--- START ---
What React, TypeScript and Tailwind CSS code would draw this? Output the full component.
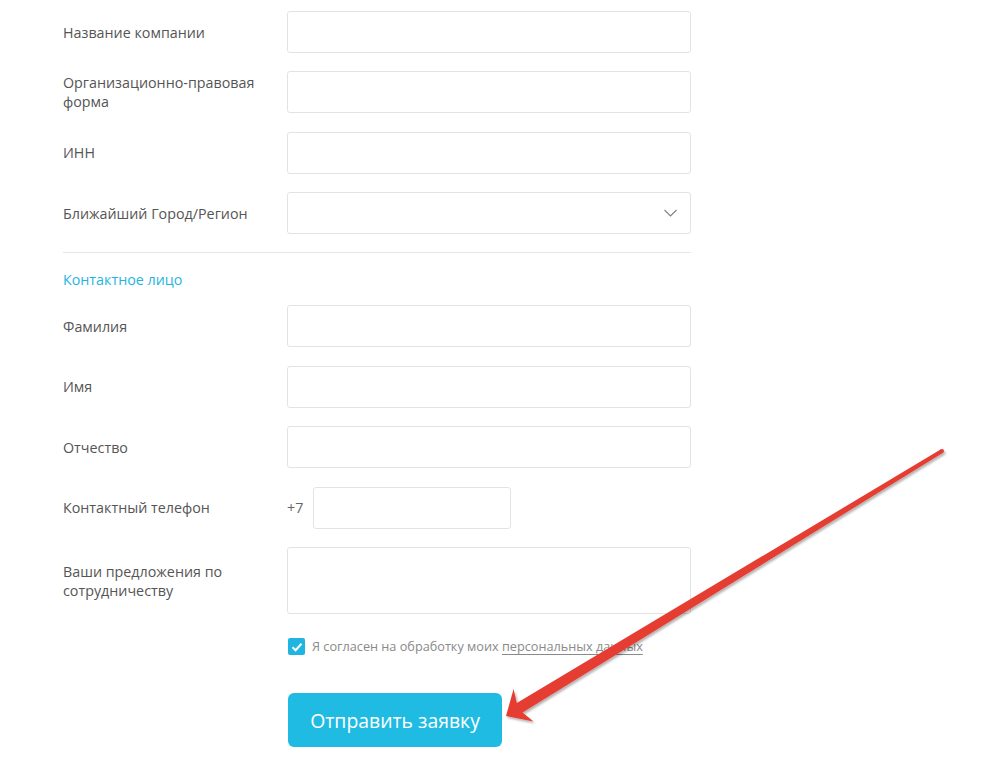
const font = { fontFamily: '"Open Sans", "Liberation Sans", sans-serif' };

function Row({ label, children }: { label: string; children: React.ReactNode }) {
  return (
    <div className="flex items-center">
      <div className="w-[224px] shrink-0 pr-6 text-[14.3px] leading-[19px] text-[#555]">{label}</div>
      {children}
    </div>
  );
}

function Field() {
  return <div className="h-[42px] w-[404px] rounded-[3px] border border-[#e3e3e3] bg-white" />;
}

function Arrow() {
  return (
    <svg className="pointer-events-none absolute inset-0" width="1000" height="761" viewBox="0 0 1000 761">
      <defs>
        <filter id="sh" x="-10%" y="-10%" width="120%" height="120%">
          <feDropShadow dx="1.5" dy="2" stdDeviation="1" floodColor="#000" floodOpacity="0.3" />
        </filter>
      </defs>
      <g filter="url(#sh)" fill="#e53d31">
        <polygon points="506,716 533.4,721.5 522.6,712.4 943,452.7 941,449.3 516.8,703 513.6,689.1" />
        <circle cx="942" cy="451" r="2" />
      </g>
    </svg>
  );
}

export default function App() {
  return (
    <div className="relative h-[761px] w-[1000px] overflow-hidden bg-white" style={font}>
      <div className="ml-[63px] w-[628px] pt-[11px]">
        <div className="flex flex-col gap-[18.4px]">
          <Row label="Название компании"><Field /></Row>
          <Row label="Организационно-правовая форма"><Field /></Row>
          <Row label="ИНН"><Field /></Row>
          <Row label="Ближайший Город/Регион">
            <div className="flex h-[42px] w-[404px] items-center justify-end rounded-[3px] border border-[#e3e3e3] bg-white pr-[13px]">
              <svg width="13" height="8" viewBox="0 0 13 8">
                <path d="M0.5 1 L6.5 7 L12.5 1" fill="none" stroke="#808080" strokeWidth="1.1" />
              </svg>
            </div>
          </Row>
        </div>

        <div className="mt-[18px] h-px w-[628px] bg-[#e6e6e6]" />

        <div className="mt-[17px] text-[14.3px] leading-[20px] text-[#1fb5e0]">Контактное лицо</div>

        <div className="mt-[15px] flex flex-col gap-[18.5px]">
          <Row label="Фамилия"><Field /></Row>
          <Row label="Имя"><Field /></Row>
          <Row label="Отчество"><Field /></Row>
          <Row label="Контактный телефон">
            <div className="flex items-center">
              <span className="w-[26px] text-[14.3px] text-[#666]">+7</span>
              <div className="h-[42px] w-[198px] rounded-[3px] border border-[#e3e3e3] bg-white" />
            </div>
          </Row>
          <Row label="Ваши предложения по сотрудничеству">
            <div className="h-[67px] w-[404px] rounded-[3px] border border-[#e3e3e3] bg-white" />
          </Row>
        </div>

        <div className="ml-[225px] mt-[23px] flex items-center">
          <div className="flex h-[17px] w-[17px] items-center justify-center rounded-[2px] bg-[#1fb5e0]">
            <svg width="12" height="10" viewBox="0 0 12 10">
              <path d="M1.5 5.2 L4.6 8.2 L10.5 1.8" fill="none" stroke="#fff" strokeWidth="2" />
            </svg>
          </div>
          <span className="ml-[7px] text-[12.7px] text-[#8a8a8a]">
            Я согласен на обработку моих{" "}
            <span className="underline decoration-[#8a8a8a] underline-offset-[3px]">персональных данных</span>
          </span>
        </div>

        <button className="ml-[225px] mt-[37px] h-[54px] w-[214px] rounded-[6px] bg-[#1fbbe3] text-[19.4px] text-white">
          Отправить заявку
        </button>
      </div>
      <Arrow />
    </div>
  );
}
--- END ---
Written task:
Locate the word "React" in the data above. Copy every line carrying it.

Task answer:
What React, TypeScript and Tailwind CSS code would draw this? Output the full component.
function Row({ label, children }: { label: string; children: React.ReactNode }) {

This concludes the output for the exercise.